Jezus is dus ons grote voorbeeld en de inspiratie voor ons leven. We hebben gezien dat het Zijn levensdoel was de wil van God te doen, zoals die geopenbaard is in de Schrift. Het sleutelvers is Hebreeën 10:7:
Toen zei Ik: “Hier ben ik. In de boekrol is over mij geschreven dat ik gekomen ben om uw wil te doen, o God.”
Hier worden twee punten genoemd die van levensbelang zijn. Ten eerste: het motief waarvoor Jezus op aarde kwam, was Gods wil te doen. Ten tweede: Wát Hij moest doen, was al beschreven in de boekrol.
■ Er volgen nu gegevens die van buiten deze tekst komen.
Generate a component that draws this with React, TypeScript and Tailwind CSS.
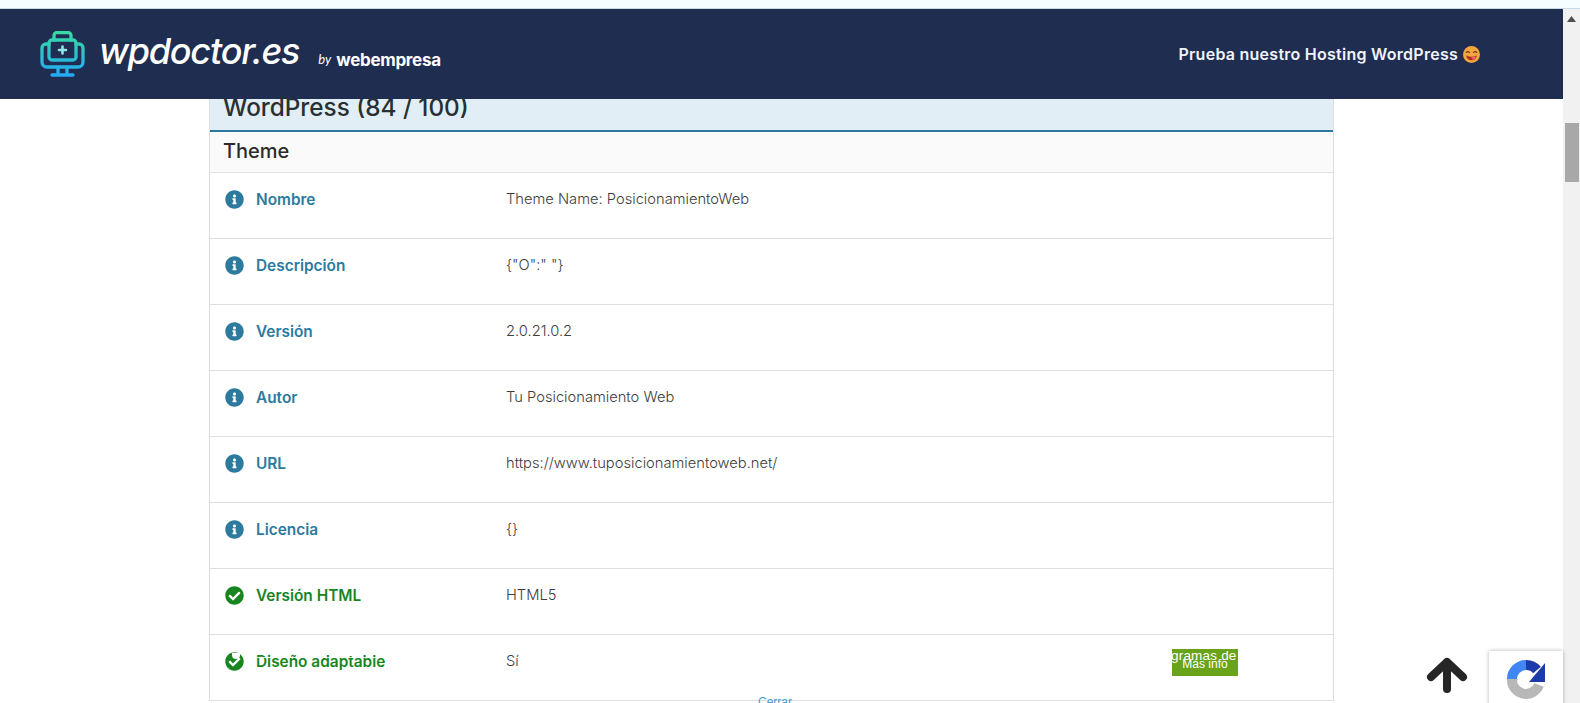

Deze waarheden gelden ook voor jou en mij.
Ook zagen we dat toewijding aan Gods wil in Jezus’ leven leidde tot vijf bijzondere resultaten:
- Hij ontving bovennatuurlijk lichamelijk herstel.
- Hij kreeg een zuivere kijk – anders dan die van andere mensen - op de situatie waarin Hij zich bevond.
- Jezus gaf een juist en onpartijdig oordeel over mensen en dingen. Hij zag hoe iets werkelijk in elkaar zat.
- Hij was een kanaal (of bron) van leven voor een stervende wereld.
- Hij verheerlijkte God op aarde.
Deze resultaten zouden ook terug te vinden moeten zijn in jouw en mijn leven, omdat Jezus ons voorbeeld is. Laten we nu kijken naar de climax van Gods wil in het leven van Jezus: het offer van Zijn eigen lichaam. We lezen in Hebreeën 10:5-10:
Daarom zegt Hij bij Zijn komst in de wereld: Slachtoffer en spijsoffer hebt U niet gewild, maar U hebt voor Mij een lichaam gereedgemaakt. Brandoffers en offers voor de zonde hebben U niet behaagd. Toen zei Ik: Zie, Ik kom – in de boekrol is over Mij geschreven – om Uw wil te doen, o God. Daarvoor had Hij gezegd: Slachtoffer en spijsoffer en brandoffers en offers voor de zonde hebt U niet gewild en hebben U niet behaagd, hoewel zij overeenkomstig de wet worden gebracht. Daarna sprak Hij: Zie, Ik kom om Uw wil te doen, o God. Hij neemt het eerste weg om het tweede daarvoor in de plaats te zetten. Op grond van die wil zijn wij geheiligd door het offer van het lichaam van Jezus Christus, voor eens en altijd gebracht.
Jezus kwam naar de aarde om Gods wil te doen. En om Gods wil te kunnen doen, gaf de Vader Hem een lichaam. Dat lichaam moest Jezus vervolgens offeren, als consequentie van Gods wil. Het hoogtepunt en het uiteindelijke doel van Jezus’ leven was dat Hij Zijn lichaam liet breken, ten bate van de wereld.